— Start of DATASET RECORDS —

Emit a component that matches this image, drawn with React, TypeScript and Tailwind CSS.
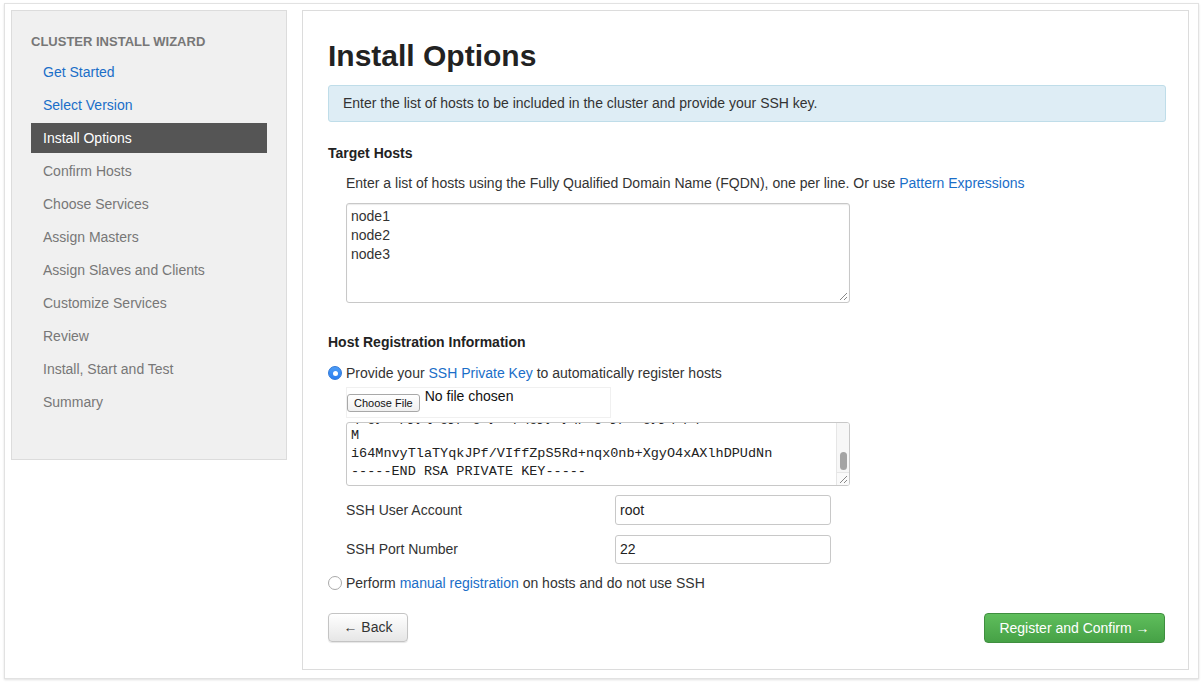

— End of DATASET RECORDS —
— Start of DATASET RECORDS —

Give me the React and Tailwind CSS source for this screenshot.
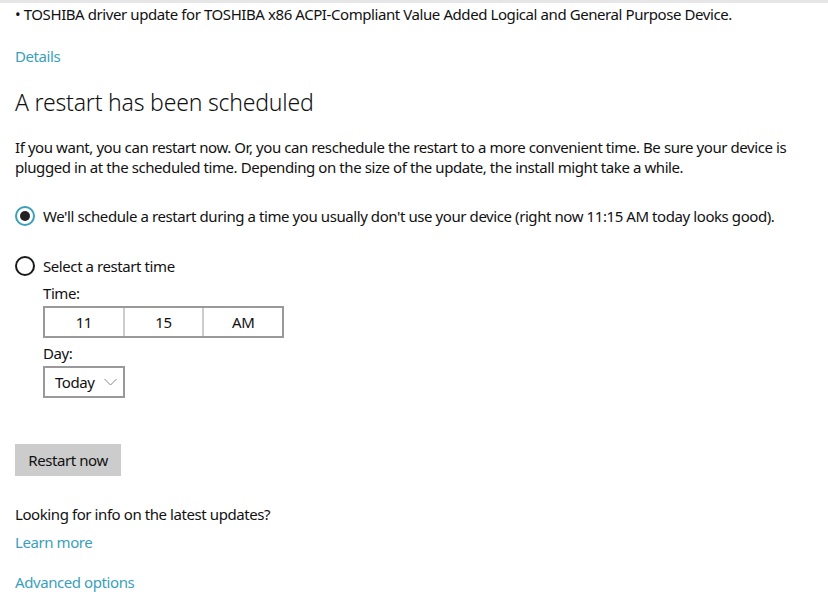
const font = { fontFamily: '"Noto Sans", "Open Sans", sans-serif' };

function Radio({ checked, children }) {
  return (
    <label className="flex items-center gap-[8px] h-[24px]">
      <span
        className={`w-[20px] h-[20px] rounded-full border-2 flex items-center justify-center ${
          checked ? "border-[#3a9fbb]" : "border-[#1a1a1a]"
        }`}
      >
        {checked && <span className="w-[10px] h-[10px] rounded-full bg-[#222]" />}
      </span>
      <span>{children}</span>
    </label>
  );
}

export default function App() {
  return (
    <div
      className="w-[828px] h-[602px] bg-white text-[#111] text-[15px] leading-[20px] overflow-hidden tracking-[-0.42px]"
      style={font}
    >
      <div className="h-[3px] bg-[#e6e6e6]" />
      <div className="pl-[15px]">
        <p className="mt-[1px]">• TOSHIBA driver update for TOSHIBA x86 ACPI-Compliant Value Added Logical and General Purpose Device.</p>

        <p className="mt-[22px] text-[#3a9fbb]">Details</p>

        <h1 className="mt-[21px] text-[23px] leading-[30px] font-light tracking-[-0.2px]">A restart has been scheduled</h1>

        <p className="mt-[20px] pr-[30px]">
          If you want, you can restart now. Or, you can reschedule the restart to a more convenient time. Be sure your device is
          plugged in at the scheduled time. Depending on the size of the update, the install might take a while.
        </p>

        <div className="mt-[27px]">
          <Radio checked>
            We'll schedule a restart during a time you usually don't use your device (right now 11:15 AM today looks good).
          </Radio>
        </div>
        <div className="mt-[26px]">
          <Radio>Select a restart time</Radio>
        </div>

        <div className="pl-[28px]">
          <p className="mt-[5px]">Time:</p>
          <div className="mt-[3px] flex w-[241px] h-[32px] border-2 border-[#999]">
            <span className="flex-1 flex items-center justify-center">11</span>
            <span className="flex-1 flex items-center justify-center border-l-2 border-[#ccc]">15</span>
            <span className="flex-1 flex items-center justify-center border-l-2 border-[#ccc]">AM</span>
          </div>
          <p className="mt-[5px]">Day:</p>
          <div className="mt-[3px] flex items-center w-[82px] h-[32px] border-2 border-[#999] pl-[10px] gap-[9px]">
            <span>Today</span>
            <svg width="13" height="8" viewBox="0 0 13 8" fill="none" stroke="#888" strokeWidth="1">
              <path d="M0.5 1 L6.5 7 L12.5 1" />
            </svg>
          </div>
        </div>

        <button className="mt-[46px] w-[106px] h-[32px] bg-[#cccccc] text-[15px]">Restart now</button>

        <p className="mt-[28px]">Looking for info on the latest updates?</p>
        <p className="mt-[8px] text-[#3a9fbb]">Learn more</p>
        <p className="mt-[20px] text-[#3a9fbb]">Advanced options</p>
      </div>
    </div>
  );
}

— End of DATASET RECORDS —
— Start of DATASET RECORDS —

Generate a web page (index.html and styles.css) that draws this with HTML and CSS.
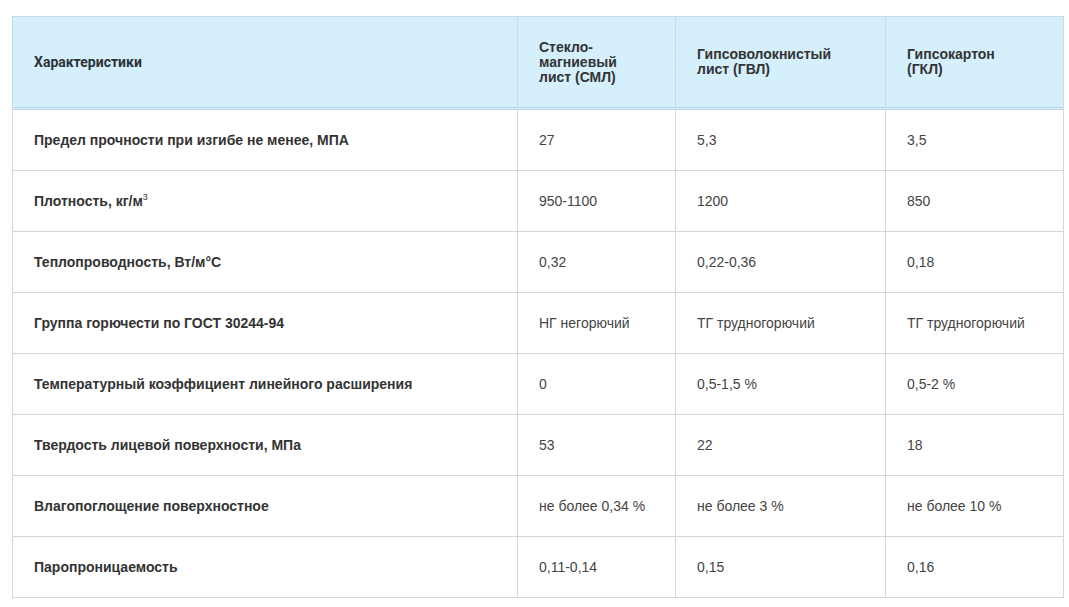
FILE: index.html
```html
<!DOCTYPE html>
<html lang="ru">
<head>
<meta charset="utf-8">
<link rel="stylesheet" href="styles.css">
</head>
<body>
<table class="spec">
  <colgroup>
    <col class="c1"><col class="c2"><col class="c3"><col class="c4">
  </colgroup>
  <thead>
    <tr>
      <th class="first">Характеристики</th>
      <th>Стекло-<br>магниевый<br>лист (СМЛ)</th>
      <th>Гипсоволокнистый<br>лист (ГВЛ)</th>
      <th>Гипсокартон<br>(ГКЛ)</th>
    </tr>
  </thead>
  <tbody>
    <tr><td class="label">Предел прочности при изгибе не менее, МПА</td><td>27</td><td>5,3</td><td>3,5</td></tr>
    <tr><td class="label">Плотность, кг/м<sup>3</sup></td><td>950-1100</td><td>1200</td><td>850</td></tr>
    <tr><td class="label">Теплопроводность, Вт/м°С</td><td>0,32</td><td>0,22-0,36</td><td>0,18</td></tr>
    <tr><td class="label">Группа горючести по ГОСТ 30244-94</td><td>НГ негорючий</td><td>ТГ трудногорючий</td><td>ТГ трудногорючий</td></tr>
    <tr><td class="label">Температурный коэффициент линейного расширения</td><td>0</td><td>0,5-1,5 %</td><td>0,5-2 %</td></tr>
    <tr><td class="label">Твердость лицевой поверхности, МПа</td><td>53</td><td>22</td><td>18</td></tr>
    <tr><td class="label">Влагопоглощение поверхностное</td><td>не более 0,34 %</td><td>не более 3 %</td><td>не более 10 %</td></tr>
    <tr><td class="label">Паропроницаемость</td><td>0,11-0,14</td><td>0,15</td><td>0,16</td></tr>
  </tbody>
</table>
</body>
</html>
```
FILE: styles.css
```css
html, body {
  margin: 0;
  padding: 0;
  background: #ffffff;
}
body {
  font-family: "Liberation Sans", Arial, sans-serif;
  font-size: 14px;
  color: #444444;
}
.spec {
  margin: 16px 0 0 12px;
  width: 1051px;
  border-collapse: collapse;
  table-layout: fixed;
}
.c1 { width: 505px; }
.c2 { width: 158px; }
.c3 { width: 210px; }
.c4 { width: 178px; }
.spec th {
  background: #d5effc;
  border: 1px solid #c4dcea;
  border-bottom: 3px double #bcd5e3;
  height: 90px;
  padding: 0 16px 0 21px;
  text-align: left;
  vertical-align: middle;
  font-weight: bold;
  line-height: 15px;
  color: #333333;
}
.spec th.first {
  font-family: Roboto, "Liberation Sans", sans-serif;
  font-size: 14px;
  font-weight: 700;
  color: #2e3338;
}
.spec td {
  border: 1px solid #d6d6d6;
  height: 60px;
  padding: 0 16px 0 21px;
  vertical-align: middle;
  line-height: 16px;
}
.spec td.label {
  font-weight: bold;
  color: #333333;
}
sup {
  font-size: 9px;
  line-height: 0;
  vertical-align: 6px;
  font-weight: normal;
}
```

— End of DATASET RECORDS —

* [GIVEN TASK] Reproduce the data above exactly, but only from the line containing "Give me the" through the line containing "has been scheduled</h1>"; skip the pictures.

* [ANSWER TO THIS TASK]
Give me the React and Tailwind CSS source for this screenshot.
const font = { fontFamily: '"Noto Sans", "Open Sans", sans-serif' };

function Radio({ checked, children }) {
  return (
    <label className="flex items-center gap-[8px] h-[24px]">
      <span
        className={`w-[20px] h-[20px] rounded-full border-2 flex items-center justify-center ${
          checked ? "border-[#3a9fbb]" : "border-[#1a1a1a]"
        }`}
      >
        {checked && <span className="w-[10px] h-[10px] rounded-full bg-[#222]" />}
      </span>
      <span>{children}</span>
    </label>
  );
}

export default function App() {
  return (
    <div
      className="w-[828px] h-[602px] bg-white text-[#111] text-[15px] leading-[20px] overflow-hidden tracking-[-0.42px]"
      style={font}
    >
      <div className="h-[3px] bg-[#e6e6e6]" />
      <div className="pl-[15px]">
        <p className="mt-[1px]">• TOSHIBA driver update for TOSHIBA x86 ACPI-Compliant Value Added Logical and General Purpose Device.</p>

        <p className="mt-[22px] text-[#3a9fbb]">Details</p>

        <h1 className="mt-[21px] text-[23px] leading-[30px] font-light tracking-[-0.2px]">A restart has been scheduled</h1>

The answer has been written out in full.